The Blue Wonders of Cheile Nerei-Beusnita National Park
Cheile Nerei-Beusnita National Park is one of the most beautiful places in Romania and the perfect destination if you’re looking for easy wilderness hikes. Further away from Bucharest than many other popular Carpathian itineraries, this national park uses its remoteness to its advantage, conserving better its biodiversity and natural wonders, including its unique blue lakes and waterfalls.
Located in the southern part of Aninei Mountains, this protected area covers 36,758 hectares from Caras-Severin, the only county in Romania with three protected areas of this rank: Cheile Nerei-Beusnita, Domogled-Valea Cernei and Semenic-Cheile Carasului.
Vipers instead of bears
When it comes to its plant and animal species, this national park is a rare presence in the Carpathian chain. Unlike most Romanian national parks where high-altitude habitats and vast coniferous forests give plenty of roaming space for large carnivores like the bear or the lynx, in Cheile Nerei-Beusnita, the most common animals are the amphibians, the birds, the bats and the viper.
Feared by many, the poisonous viper species from the park are, however, protected and elusive, and the chances of an attack are low. As long as you pay attention to the trail and avoid sunny cliffs and rocks, you’ll dodge any unwanted encounter.
Blue lakes and wild gorges
The geomorphology of the area created a dazzling landscape with gorges, hills, valley, caves, ravines, waterfalls and rare lakes. They’re all key natural attractions of this park where swamps, wetlands, forests and cliffs are the predominant habitats. The most famous of its natural attractions are the blue lakes Ochiul Beiului and Devil’s, the waterfalls of Beusnita and, of course, its over 20 km long gorges.
Extending from Sasca Romana to Sopotu Nou, the gorges the Nera River creates are some of the wildest in the country. While hiking their complete trail will take you almost two days, the scenery is more than worth your time. A shorter, but even more adventurous option to see the gorges is to spend a full day kayaking on the river, only possible in late springs or early summers.
Either way, hiking or kayaking, you’ll see the 12 meters deep, Devil’s Lake, the only lake in Romania formed after the collapse of a cave ceiling. This turquoise lake is one of the two iconic lakes in the park and the most difficult to reach, named after the legend of a devil who drowned in the dark waters of the lake.
The second lake in the park, and the most popular attraction, is Ochiul Beiului, a lake so blue that for a moment you’ll feel you’re half the world away. Only three meters deep, this lake is just 30 minutes away from Podu Beiului, and is an all year round attraction. Supplied by a karst spring, Ochiul Beiului never changes its tropical blue color and never freezes. Like Devil’s Lake, Ochiul Beiului also gets its name from a local legend, this time of a tragic love story.

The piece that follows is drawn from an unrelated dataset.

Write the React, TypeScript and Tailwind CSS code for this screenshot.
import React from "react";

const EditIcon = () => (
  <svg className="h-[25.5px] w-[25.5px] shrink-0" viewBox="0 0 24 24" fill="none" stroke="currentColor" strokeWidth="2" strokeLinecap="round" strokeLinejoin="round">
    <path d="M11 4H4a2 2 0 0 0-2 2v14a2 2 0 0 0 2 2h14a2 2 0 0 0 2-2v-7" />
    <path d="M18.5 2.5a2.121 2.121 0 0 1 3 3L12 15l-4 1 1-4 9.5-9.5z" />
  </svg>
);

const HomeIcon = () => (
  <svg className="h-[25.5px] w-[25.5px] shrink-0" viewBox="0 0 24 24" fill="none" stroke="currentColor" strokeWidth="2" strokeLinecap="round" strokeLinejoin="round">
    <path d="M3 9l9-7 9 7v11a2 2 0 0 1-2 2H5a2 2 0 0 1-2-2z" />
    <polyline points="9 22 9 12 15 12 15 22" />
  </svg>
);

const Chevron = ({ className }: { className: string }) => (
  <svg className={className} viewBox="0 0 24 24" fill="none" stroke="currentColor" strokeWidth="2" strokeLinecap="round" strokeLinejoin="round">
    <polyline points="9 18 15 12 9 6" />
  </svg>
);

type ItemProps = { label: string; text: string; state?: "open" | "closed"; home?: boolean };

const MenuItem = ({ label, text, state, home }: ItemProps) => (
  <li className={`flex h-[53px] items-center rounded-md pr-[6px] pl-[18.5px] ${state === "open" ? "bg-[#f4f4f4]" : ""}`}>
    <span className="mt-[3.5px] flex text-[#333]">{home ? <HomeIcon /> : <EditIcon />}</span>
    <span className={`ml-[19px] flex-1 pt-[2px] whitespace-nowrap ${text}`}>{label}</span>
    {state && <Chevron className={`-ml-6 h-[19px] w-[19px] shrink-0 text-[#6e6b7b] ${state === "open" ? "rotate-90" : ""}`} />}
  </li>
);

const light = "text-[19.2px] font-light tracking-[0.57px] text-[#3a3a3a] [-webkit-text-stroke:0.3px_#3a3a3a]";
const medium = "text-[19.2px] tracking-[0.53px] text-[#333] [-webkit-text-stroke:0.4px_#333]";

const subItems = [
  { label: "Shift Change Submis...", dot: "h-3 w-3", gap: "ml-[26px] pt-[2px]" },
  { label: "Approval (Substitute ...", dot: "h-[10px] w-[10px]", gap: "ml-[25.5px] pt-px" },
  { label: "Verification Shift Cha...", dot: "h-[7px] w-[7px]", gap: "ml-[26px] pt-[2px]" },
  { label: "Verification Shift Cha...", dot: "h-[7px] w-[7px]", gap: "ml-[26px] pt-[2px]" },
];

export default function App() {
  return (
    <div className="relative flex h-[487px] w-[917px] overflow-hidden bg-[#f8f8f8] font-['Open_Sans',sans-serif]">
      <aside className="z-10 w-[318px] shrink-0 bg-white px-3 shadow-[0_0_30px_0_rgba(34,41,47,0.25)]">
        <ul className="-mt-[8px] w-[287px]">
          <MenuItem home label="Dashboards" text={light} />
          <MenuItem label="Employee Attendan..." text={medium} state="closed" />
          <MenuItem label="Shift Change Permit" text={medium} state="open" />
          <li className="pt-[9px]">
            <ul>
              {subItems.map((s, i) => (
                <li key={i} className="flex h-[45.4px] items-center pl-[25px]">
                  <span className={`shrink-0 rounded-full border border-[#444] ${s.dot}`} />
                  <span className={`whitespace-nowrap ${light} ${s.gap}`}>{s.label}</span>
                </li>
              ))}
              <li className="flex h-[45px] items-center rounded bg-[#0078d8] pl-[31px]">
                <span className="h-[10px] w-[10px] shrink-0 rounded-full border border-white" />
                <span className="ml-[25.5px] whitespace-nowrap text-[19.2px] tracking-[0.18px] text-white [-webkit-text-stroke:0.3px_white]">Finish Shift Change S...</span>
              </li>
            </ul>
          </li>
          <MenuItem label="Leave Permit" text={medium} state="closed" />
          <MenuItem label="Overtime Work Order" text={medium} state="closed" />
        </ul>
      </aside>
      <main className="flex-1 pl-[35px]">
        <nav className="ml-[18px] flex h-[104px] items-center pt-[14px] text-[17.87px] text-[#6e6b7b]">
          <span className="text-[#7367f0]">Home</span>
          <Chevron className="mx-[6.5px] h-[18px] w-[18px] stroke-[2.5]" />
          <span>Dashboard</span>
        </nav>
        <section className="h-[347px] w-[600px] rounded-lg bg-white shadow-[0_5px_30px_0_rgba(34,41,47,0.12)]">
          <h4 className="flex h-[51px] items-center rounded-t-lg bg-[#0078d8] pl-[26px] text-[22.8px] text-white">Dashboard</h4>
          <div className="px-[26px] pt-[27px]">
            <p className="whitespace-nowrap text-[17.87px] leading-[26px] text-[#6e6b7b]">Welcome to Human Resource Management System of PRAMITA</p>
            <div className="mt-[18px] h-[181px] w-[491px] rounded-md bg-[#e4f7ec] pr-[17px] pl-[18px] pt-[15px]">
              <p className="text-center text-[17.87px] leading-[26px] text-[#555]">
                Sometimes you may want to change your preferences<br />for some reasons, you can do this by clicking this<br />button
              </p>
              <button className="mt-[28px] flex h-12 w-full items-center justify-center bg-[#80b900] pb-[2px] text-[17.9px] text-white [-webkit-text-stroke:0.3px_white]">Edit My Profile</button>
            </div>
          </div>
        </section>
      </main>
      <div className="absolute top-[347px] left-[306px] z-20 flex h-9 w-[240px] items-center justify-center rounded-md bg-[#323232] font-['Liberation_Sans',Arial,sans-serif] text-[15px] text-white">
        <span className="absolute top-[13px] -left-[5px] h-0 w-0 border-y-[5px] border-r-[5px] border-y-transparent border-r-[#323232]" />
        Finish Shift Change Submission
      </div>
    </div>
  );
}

Close to Ochiul Beiului, less than half an hour away, you’ll reach the waterfalls of Beusnita, a succession of small waterfalls that lead to the most impressive one, five meters tall, covered in moss and lichens. The waterfalls Susara and Vaioaga are also easy reachable from Sasca Montana and Ochiul Bei while the world famous Bigar waterfall is further away, in Bozovici.
The park offers many hiking trails. You can cross either the complete itinerary of the gorges, from Sopotu Nou to Sasca Romana that also includes Devil’s Lake and the rock tunnels between Podu Bei and Sasca Romana. Or you can leave from Sasca Romana on the suspended bridge, through the rock tunnels to Podu Bei, Ochiul Beiului Lake and the waterfalls of Beusnita.
Another option is hiking from the old mining village Sasca Montana to Devil’s Lake. If you don’t have enough time and you really want to see this lake, you can drive from Sasca Montana to Poiana Logor and hike from there around 2-3 hours to the lake.
You’ll need at least four days to discover on foot the natural attractions from Cheile-Nerei Beusnita National Park, one of the most remote wilderness areas in Romania. The best time is from late spring to late autumn, and you can easily combine it with a visit to the nearby Iron Gates Natural Park and the watermills park from Eftimie Murgu, two landmarks from this part of Romania.
Accommodation is scarce in the area. The best option remains Sasca Romana, but reservation should be done in time. You can camp also near a small trout restaurant close to Podu Bei.
Reserve half a day to take the train from Oravita to Anina, one of the oldest mountain train routes in Romania, with many viaducts, tunnels and forest views.